**PROVIDED MATERIAL**

-- Begin --

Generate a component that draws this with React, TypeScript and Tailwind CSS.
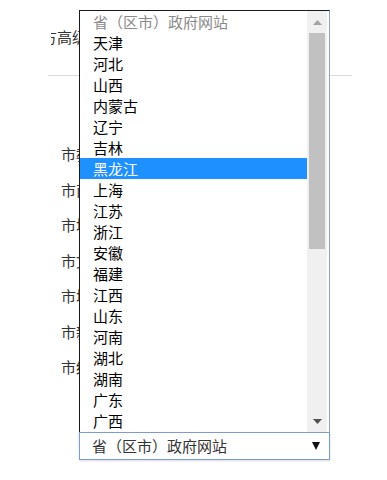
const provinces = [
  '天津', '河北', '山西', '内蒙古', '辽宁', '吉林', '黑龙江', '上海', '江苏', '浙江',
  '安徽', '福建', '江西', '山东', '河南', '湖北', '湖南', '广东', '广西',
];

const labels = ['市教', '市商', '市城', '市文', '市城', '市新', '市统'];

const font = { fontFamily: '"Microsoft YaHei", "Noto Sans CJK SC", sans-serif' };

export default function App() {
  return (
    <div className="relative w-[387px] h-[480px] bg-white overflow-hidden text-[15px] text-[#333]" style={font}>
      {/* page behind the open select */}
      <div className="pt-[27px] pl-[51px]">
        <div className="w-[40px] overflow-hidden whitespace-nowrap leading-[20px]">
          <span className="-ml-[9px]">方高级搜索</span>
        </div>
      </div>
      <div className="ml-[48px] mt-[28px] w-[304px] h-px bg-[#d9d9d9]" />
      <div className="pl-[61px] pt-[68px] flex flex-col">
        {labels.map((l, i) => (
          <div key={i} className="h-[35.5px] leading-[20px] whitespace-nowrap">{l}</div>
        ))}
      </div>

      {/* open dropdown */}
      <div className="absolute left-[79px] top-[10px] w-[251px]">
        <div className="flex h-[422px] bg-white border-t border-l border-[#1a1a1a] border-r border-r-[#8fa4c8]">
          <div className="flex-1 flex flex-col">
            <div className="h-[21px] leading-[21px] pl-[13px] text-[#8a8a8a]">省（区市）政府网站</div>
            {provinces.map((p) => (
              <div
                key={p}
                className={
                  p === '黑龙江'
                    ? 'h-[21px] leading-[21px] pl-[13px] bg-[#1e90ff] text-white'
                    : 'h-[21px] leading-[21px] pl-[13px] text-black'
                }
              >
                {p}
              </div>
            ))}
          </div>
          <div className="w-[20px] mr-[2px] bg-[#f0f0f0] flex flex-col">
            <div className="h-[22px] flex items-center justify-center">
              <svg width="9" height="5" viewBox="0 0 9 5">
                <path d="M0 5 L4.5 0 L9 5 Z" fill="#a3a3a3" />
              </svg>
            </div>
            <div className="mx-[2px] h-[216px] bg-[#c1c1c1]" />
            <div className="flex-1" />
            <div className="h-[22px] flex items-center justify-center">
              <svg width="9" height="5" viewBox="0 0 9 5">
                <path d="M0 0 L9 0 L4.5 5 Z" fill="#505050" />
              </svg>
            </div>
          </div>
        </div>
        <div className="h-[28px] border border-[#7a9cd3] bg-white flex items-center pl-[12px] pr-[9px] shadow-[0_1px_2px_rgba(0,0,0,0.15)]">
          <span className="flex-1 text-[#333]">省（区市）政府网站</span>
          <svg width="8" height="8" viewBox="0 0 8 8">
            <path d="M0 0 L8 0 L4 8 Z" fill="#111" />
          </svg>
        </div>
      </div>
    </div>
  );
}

-- End --
-- Begin --

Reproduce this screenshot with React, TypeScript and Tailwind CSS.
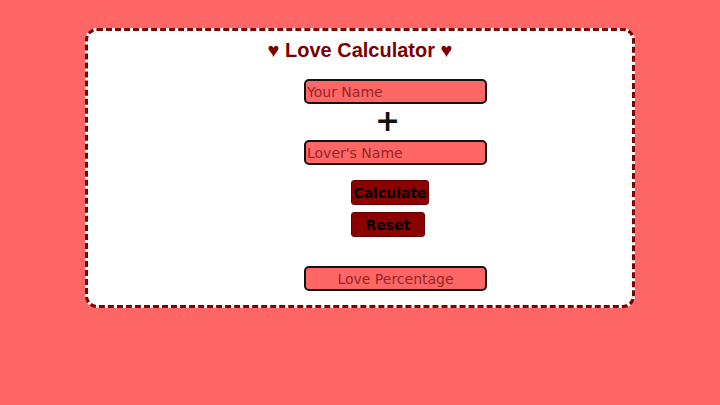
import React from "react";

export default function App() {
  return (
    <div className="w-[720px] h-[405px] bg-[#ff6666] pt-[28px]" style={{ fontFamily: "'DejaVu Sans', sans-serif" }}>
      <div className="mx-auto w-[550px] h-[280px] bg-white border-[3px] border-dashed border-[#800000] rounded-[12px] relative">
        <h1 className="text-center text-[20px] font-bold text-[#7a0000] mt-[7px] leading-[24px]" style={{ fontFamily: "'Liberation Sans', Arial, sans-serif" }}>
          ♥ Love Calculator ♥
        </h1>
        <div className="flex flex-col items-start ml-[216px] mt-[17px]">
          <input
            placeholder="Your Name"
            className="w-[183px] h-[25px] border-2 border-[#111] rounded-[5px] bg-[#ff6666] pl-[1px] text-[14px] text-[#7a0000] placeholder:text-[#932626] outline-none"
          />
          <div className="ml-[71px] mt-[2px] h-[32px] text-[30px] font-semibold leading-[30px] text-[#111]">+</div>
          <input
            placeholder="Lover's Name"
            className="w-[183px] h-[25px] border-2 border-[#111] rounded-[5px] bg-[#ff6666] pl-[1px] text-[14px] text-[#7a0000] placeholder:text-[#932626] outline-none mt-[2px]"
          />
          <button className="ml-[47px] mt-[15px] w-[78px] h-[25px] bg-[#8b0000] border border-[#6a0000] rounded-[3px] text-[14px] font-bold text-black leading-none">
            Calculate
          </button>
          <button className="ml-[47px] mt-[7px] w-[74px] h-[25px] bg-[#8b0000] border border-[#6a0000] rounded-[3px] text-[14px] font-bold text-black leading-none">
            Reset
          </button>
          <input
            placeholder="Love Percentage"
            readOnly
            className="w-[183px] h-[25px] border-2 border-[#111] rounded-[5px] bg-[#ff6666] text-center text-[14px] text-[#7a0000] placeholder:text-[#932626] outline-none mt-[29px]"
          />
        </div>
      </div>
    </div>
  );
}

-- End --

**WHAT YOU SHOULD DO**
Restate word for word the lines that begin at the one with "Reproduce this screenshot" and end at the one with "import React from", including both, and leave every picture aside.

**FINISHED ANSWER**
Reproduce this screenshot with React, TypeScript and Tailwind CSS.
import React from "react";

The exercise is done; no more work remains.